Now ask yourself about TPP’s fate had Clinton won her expected victory this year. Can anyone seriously doubt that she would have pushed for a few cosmetic changes and then worked with pro-TPP Republican Congressional leaders to win a final passage sometime early in her first term that mirrored President Obama’s fast track triumph last year? In fact, as Wallach repeatedly warned before Election Day, when Mr. Trump seemed dead and buried and Clinton seemed sure to win the White House, a TPP vote during a lame duck session of Congress was entirely possible.

Mr. Trump’s election was the event that finished off the treaty for good – both because of his own opposition and because of the shock effect of his upset victory, which revealed that a substantially transformed Republican party electorate wasn’t about to take its cues on trade anymore from the likes of offshoring lobby hired guns like House Speaker Paul Ryan and Senate Majority Leader Mitch McConnell.

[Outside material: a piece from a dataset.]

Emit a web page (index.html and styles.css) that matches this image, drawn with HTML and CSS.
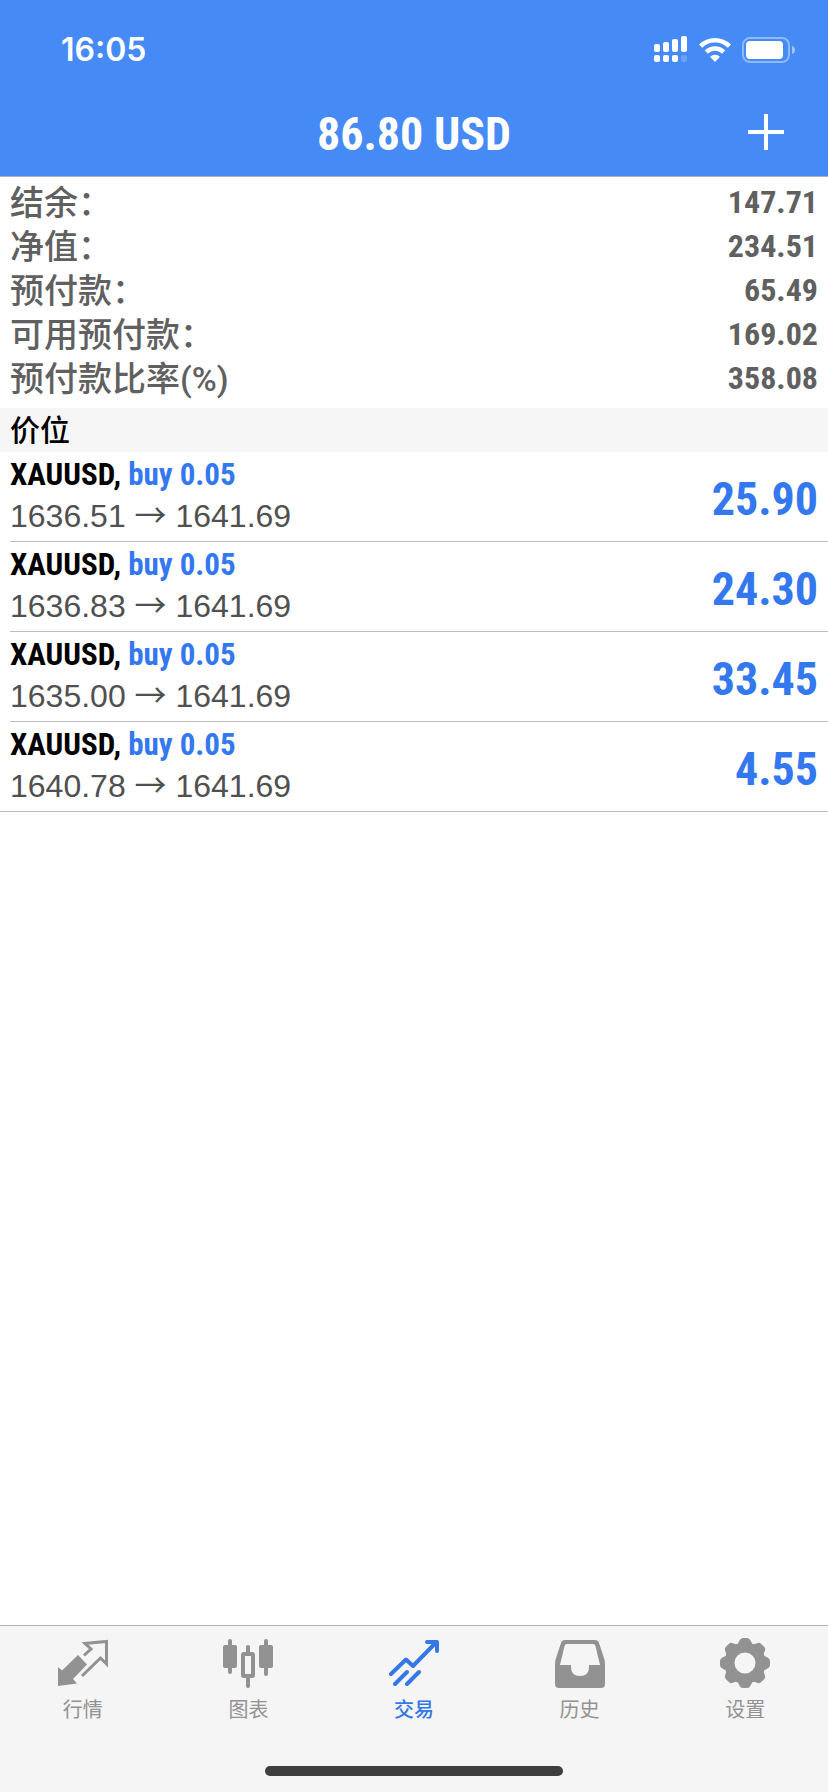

In other words, President-elect Trump’s successful conversion of a critical mass of Republicans into energized trade policy critics who actually voted their convictions was what turned the opposition led for so long by the progressives into a truly bipartisan – and therefore winning – movement.

As a result, progressives face a major choice. They can ensure a more lasting defeat for job- and growth-killing trade deals – and lay the foundations for realistic plans to promote greater prosperity outside the United States, too – by acknowledging the political and substantive merits of more nationalistic American trade policies. Or they can keep inveighing against the President-elect and his approach, or provide at best niggardly support, and boost the odds that a genuine revolution in the politics of trade in the United States fizzles out.